Last night, while I was writing, Zoë came running into the library, nearly in tears, to deliver this story:
First, a little background.
- Alice, Celia, and Juliette all share a bedroom.
- Both Alice and Celia sleep with personalized ducks that they were given as baby gifts. They’ve decided that they look more like platypuses and so both have taken to calling them “Puckies”.
- Last year my husband directed a production of Annie. Zoë was gunning for the lead role but ended up as Pepper.
Ok, back to the story.
Anyway… Zoë is walking into her bedroom when she hears singing coming from behind her sisters’ door. The little girls have been in bed for almost an hour and we are all prepping to watch a big kid show downstairs, so Zoë decides to stick her head into the room and tell the offender to be quiet, go to sleep, and not ruin her evening. As Zoë’s eyes adjust she sees Alice sitting up in bed, holding her knees and rocking back and forth. She’s sniffling and crying softly and through her tears she’s singing, “Da sun ‘ell come up tomawoah. Betcha bottom dolla’ dat tomawoah, dell be sun…” Zoë creeps over to her bunk and asks her why she’s crying.
“I can’t find my Pucky,” Alice sobs.
“Well, why didn’t you call and ask for help?”
“I didn’t wanna wake up my sisters.”
Yup. Instead of risking waking her sleeping sisters, Alice sat in bed trying to console herself with thoughts of a brighter future. Just go ahead and stab me in the heart with a lollypop stick, kid.
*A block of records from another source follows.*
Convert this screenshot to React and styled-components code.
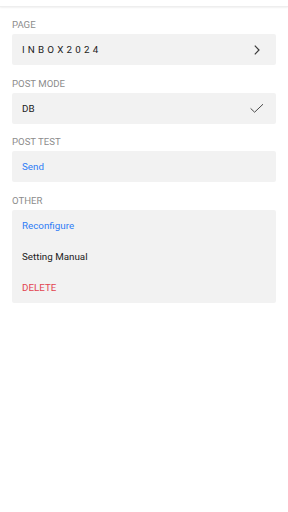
import React from 'react';
import styled, { createGlobalStyle } from 'styled-components';

const Global = createGlobalStyle`
  html, body {
    margin: 0;
    padding: 0;
    background: #ffffff;
    font-family: Roboto, "Liberation Sans", sans-serif;
  }
`;

const Page = styled.div`
  width: 288px;
  height: 512px;
  background: #fff;
`;

const Header = styled.div`
  height: 5.5px;
  background: #fff;
  box-shadow: 0 1px 2px rgba(0, 0, 0, 0.06);
  border-bottom: 1px solid #eeeeee;
`;

const Content = styled.div`
  padding: 0 12px;
`;

const Section = styled.section`
  padding-top: 12.5px;
`;

const Label = styled.div`
  font-size: 9.6px;
  line-height: 12px;
  color: #8c8c8c;
  margin-bottom: 3px;
`;

const Card = styled.div`
  background: #f2f2f2;
  border-radius: 2px;
`;

const Row = styled.div`
  height: 31px;
  display: flex;
  align-items: center;
  justify-content: space-between;
  padding: 0 12px 0 10px;
  font-size: 9.8px;
  color: ${props => props.color || '#222'};
  letter-spacing: ${props => props.spaced ? '3.2px' : 'normal'};
`;

const Icon = styled.svg`
  width: 14px;
  height: 14px;
  flex-shrink: 0;
`;

const Chevron = () => (
  <Icon viewBox="0 0 14 14" fill="none" stroke="#3a3a3a" strokeWidth="1.2">
    <path d="M4.8 2.6 L9 7 L4.8 11.4" />
  </Icon>
);

const Check = () => (
  <Icon viewBox="0 0 14 14" fill="none" stroke="#4a4a4a" strokeWidth="1">
    <path d="M0.6 7.4 L4.6 11.2 L13 3.2" />
  </Icon>
);

export default function App() {
  return (
    <Page>
      <Global />
      <Header />
      <Content>
        <Section>
          <Label>PAGE</Label>
          <Card>
            <Row spaced>
              <span>INBOX2024</span>
              <Chevron />
            </Row>
          </Card>
        </Section>
        <Section>
          <Label>POST MODE</Label>
          <Card>
            <Row>
              <span>DB</span>
              <Check />
            </Row>
          </Card>
        </Section>
        <Section>
          <Label>POST TEST</Label>
          <Card>
            <Row color="#2f7df6">Send</Row>
          </Card>
        </Section>
        <Section>
          <Label>OTHER</Label>
          <Card>
            <Row color="#2f7df6">Reconfigure</Row>
            <Row>Setting Manual</Row>
            <Row color="#e2434f">DELETE</Row>
          </Card>
        </Section>
      </Content>
    </Page>
  );
}
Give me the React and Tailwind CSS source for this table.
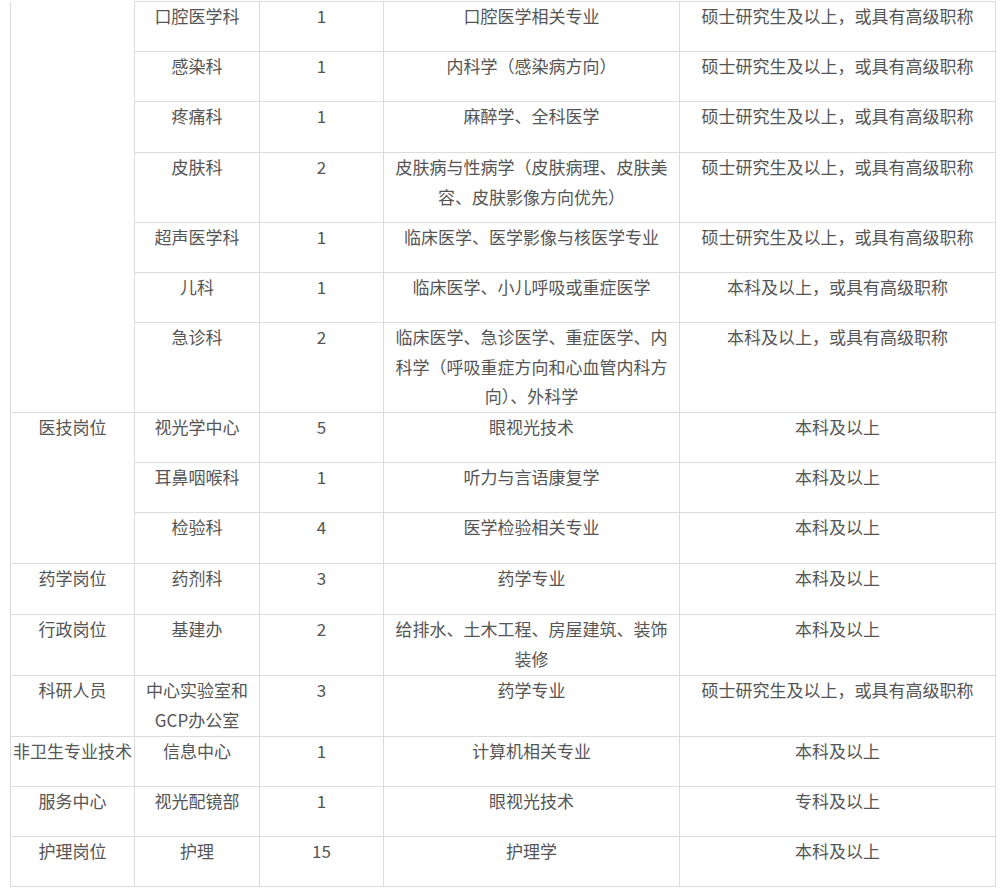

And this, right here, is how children develop roles in their families that they carry for the rest of their lives. We don’t mean to do it. We aren’t trying to peg one child as one thing and another as something else. It’s just hard to look at that story (and the hundreds like it that happen every week) and not identify Alice as the sweet, sincere child, Celia as the charming, manipulative child, and Juliette as the fiery, determined child.
There are positives and negatives in the personalities of all of my children, indeed, in the personalities of everyone I know, myself included. But not once, since the moment I held both twins in my arms, have I ever thought that those girls were even close to identical.